Rick Warren took a lot of heat for his efforts at battling AIDS in Africa, not as much for the battle as for his associations in the battle. For asking Barack Obama, Bill Gates, and Bono (among others) to be part of his summit on the issue, he was criticized. Did he step over the line in cooperating with people who are not of “like faith,” and exactly how far should we cooperate with others as we do our work in this world?
Our local ministerial alliance is a loose nit group of 10 churches who primarily take care of transients who are passing through town. We do, however, sponsor two annual worship services. We have a community Thanksgiving service that rotates among the churches and a baccalaureate service at the high school each year. Our regular members are from SBC, United Methodist, Nazarene, Church Of God, United Pentecostal, and Nondenominational Charismatic churches. There’s always some tension in the air because of our beliefs, but nothing compared to “the Mormon affair.”
Whoever has a kid graduating gets to preach the baccalaureate service. In the ten years I’ve been involved we’ve had only two problems with that rotation. The first was a donnybrook between the Pentecostal and Nazarene pastors when they both had kids graduating. The next was when the Mormon preacher wanted to speak. It was so serious that we had a special called meeting; the kind of meeting Baptists have when the preacher is about to be handed his hat. In the end we decided that the Mormons could not speak, because they aren’t orthodox Christians. There was a limit to our cooperative efforts, and that was it.

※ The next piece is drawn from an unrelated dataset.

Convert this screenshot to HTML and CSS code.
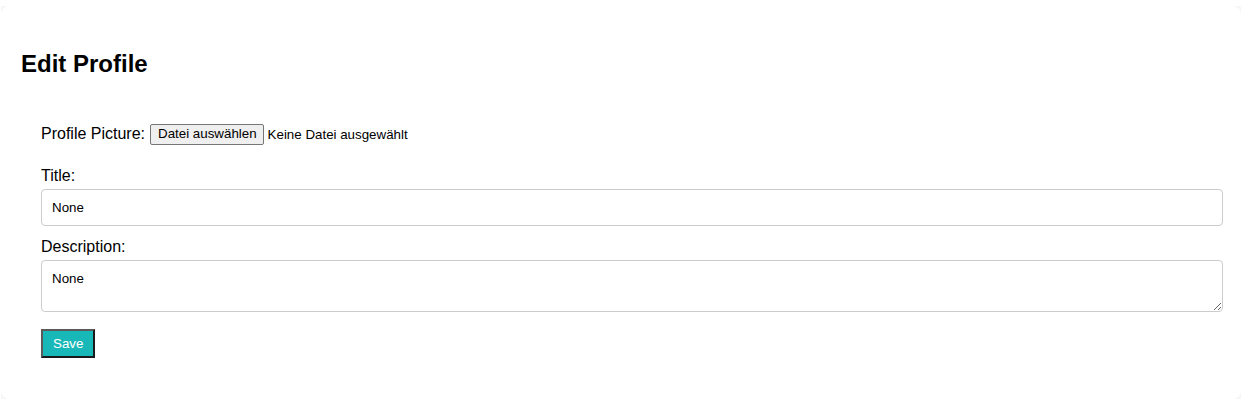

Well, I couldn’t leave well-enough alone, so I asked the rest of them, “Just exactly what do we all believe? Do we really agree on Christ? Why don’t we talk about it like big boys and deal with our differences so we can decide how we can agree?” I listened as pins dropped. No one wanted to go there. We just wanted to make sure Joseph Smith wasn’t invited to Baccalaureate. So, I’ve adopted some rules for cooperation:
1st – I’ll do manual labor with anyone. I don’t call it non-spiritual, because everything I do is spiritual. Maybe I should call it non-proclamatory labor. For example, it didn’t matter which group showed up to mop our fellowship hall floor when we had 80 Katrina evacuees living in our gym.
2nd – I only worship with those who are orthodox Christians. That means I won’t be part of a worship service led by or participating with Mormons. It also means I am very iffy about the same with Roman Catholics, Oneness Pentecostals, etc., and I would probably walk out on Kenneth Copeland.
3rd – I only support orthodox ministries who have like-minded ministry goals. What that means, I don’t know. It used to be good enough to be Baptist. Not any more. Now I have to define myself as reformed or not, emergent or not, cessationist or not, drinking or non-drinking, etc.
As I read and talk with those inside our convention, it seems we have found many more ways not to cooperate than we have to cooperate. I wonder how right we are? So what about you? How far is too far? What rules do you live by when it comes to cooperation?